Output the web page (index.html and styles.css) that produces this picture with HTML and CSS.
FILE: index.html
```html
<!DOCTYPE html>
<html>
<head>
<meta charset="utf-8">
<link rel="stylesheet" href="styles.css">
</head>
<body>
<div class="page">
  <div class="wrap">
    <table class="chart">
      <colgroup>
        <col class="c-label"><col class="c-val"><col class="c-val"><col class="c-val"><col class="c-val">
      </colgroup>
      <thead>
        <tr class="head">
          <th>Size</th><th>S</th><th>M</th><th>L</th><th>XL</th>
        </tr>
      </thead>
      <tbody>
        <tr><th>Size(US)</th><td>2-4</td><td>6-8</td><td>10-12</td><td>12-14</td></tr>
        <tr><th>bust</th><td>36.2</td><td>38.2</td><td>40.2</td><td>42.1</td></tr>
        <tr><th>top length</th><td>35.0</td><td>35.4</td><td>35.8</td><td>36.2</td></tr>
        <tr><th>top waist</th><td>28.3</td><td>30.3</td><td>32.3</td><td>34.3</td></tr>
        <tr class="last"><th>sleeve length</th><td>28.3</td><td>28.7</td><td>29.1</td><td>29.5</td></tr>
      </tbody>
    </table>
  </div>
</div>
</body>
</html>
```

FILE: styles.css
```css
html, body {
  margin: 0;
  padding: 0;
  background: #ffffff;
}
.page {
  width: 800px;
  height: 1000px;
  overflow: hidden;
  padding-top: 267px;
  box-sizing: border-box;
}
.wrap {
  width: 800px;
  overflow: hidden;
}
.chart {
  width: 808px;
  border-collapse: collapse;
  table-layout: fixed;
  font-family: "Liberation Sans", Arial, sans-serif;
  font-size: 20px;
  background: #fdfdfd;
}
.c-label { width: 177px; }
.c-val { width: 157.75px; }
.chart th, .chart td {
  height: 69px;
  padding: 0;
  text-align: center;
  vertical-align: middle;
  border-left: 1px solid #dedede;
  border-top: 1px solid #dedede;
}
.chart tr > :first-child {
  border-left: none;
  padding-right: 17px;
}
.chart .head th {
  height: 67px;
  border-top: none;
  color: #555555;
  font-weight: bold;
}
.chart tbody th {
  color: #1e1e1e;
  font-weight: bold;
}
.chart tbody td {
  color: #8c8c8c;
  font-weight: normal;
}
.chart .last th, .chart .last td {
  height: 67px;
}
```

◆ Exercise aim:
Repeat the data exactly. Leave nothing out.

◆ The result:
Output the web page (index.html and styles.css) that produces this picture with HTML and CSS.
FILE: index.html
```html
<!DOCTYPE html>
<html>
<head>
<meta charset="utf-8">
<link rel="stylesheet" href="styles.css">
</head>
<body>
<div class="page">
  <div class="wrap">
    <table class="chart">
      <colgroup>
        <col class="c-label"><col class="c-val"><col class="c-val"><col class="c-val"><col class="c-val">
      </colgroup>
      <thead>
        <tr class="head">
          <th>Size</th><th>S</th><th>M</th><th>L</th><th>XL</th>
        </tr>
      </thead>
      <tbody>
        <tr><th>Size(US)</th><td>2-4</td><td>6-8</td><td>10-12</td><td>12-14</td></tr>
        <tr><th>bust</th><td>36.2</td><td>38.2</td><td>40.2</td><td>42.1</td></tr>
        <tr><th>top length</th><td>35.0</td><td>35.4</td><td>35.8</td><td>36.2</td></tr>
        <tr><th>top waist</th><td>28.3</td><td>30.3</td><td>32.3</td><td>34.3</td></tr>
        <tr class="last"><th>sleeve length</th><td>28.3</td><td>28.7</td><td>29.1</td><td>29.5</td></tr>
      </tbody>
    </table>
  </div>
</div>
</body>
</html>
```

FILE: styles.css
```css
html, body {
  margin: 0;
  padding: 0;
  background: #ffffff;
}
.page {
  width: 800px;
  height: 1000px;
  overflow: hidden;
  padding-top: 267px;
  box-sizing: border-box;
}
.wrap {
  width: 800px;
  overflow: hidden;
}
.chart {
  width: 808px;
  border-collapse: collapse;
  table-layout: fixed;
  font-family: "Liberation Sans", Arial, sans-serif;
  font-size: 20px;
  background: #fdfdfd;
}
.c-label { width: 177px; }
.c-val { width: 157.75px; }
.chart th, .chart td {
  height: 69px;
  padding: 0;
  text-align: center;
  vertical-align: middle;
  border-left: 1px solid #dedede;
  border-top: 1px solid #dedede;
}
.chart tr > :first-child {
  border-left: none;
  padding-right: 17px;
}
.chart .head th {
  height: 67px;
  border-top: none;
  color: #555555;
  font-weight: bold;
}
.chart tbody th {
  color: #1e1e1e;
  font-weight: bold;
}
.chart tbody td {
  color: #8c8c8c;
  font-weight: normal;
}
.chart .last th, .chart .last td {
  height: 67px;
}
```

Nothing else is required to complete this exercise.